Wednesday, August 12, 2020

Last Minute College Advice

 

Hundreds of Allen kids headed off to college this week. If they are Allen High School graduates, they are well prepared for the academics. My concern is how they will cope with dormitory (or luxury apartment) life.

   Having successfully completed college myself in the 1970’s, I feel a responsibility to share my experience with younger parents and college freshmen.

   For example, did you remind your daughter not to leave cassettes on the dashboard where they will melt? Would your son remember to pack some extra Hai Karate in case the college bookstore ran out?  You can see why I’m worried.

   Here are some tips that worked for me and should help your college bound kids as well.

1.    You will be sharing a phone with at least three others so write down all of your calls.

2.    Always reverse the charges when calling your parents.

3.    Call your girlfriend or boyfriend after 11 p.m. on Sunday nights for the best rate.
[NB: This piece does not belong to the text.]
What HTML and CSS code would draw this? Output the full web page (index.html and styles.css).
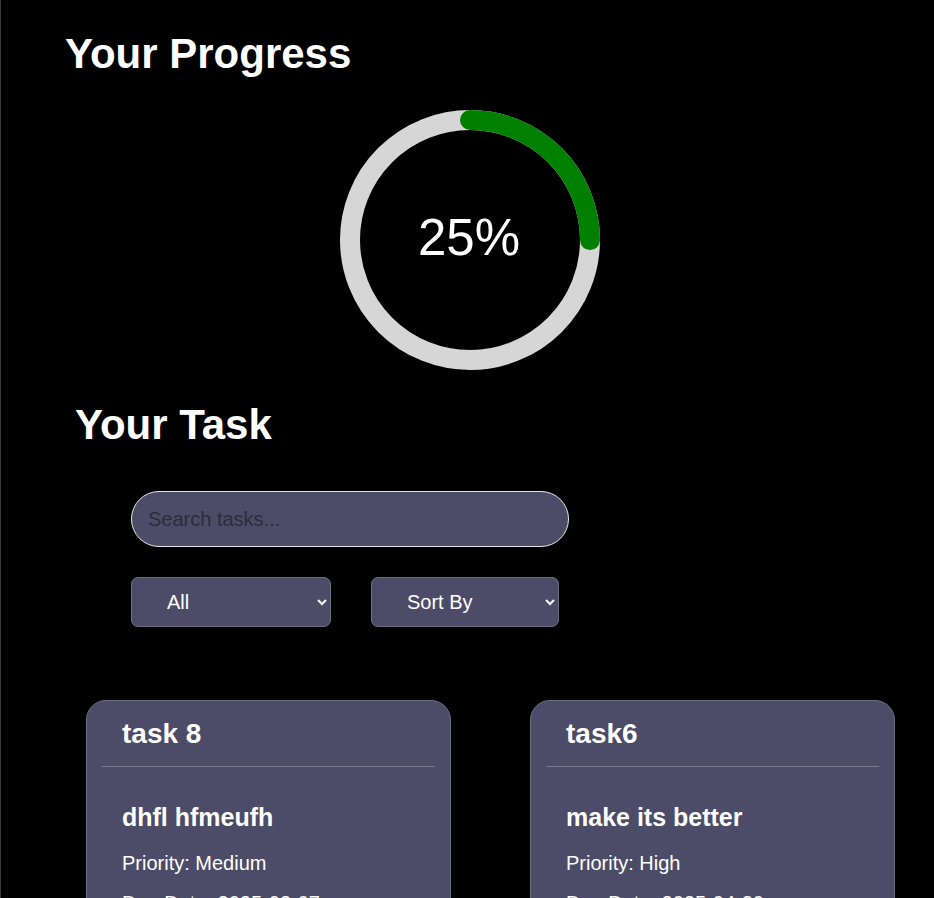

4.    Avoid embarrassment by turning all of your Carpenters and Abba records backwards so your friends don’t spot them.

5.    Leave James Taylor and Cat Stevens records around your dorm room when girls visit. They like sensitive stuff like that.

6.    Playing Dark Side of the Moon at 45 rpm will pick up any dorm party.

7.    Milk crates make excellent record racks and coffee tables.

8.    Make sure your bell bottoms are properly frayed before leaving for college.  Cigarette ashes rubbed into the legs also give them a weathered look.

9.    Bring extra batteries for your transistor radio.

10.  Aluminum foil balls on the rabbit ears will expand your television reception.

11.  Never buy a used Chevy Vega – even if it looks like a really good deal.

12.  It is better to weigh down your turntable arm with dimes instead of quarters to get a clearer sound.

13.  Never stack more than three albums or they will start to slide.

14.  Electrical tape is expensive.  Masking tape makes a good substitute on stereo cables.

15.  Use the Herbal Essence Shampoo I gave you – girls dig it.

16.  Leave the galoshes home.  Bring Totes instead.

17.  Pumas…not Adidas…

18.  Keep your Navy peacoat dry – it smells when it gets wet.

19.  When attending campus demonstrations, carry a dime to make a phone call if you get arrested.

20.  You might rethink the Nixon/Agnew sticker on your bumper.

21.  Platform shoes are for high school proms, not college. Earth shoes are a much more practical solution.

22.  A summer job paying $1.75 an hour should be enough to pay for two semesters of college.

23.  Make sure you gas up on your odd or even day before driving back home.

24.  Beer cans and wine bottles make lousy decorations no matter what your friends say.

25.  Remember – there is more to life than Pong. Don’t let the video game disrupt your studies.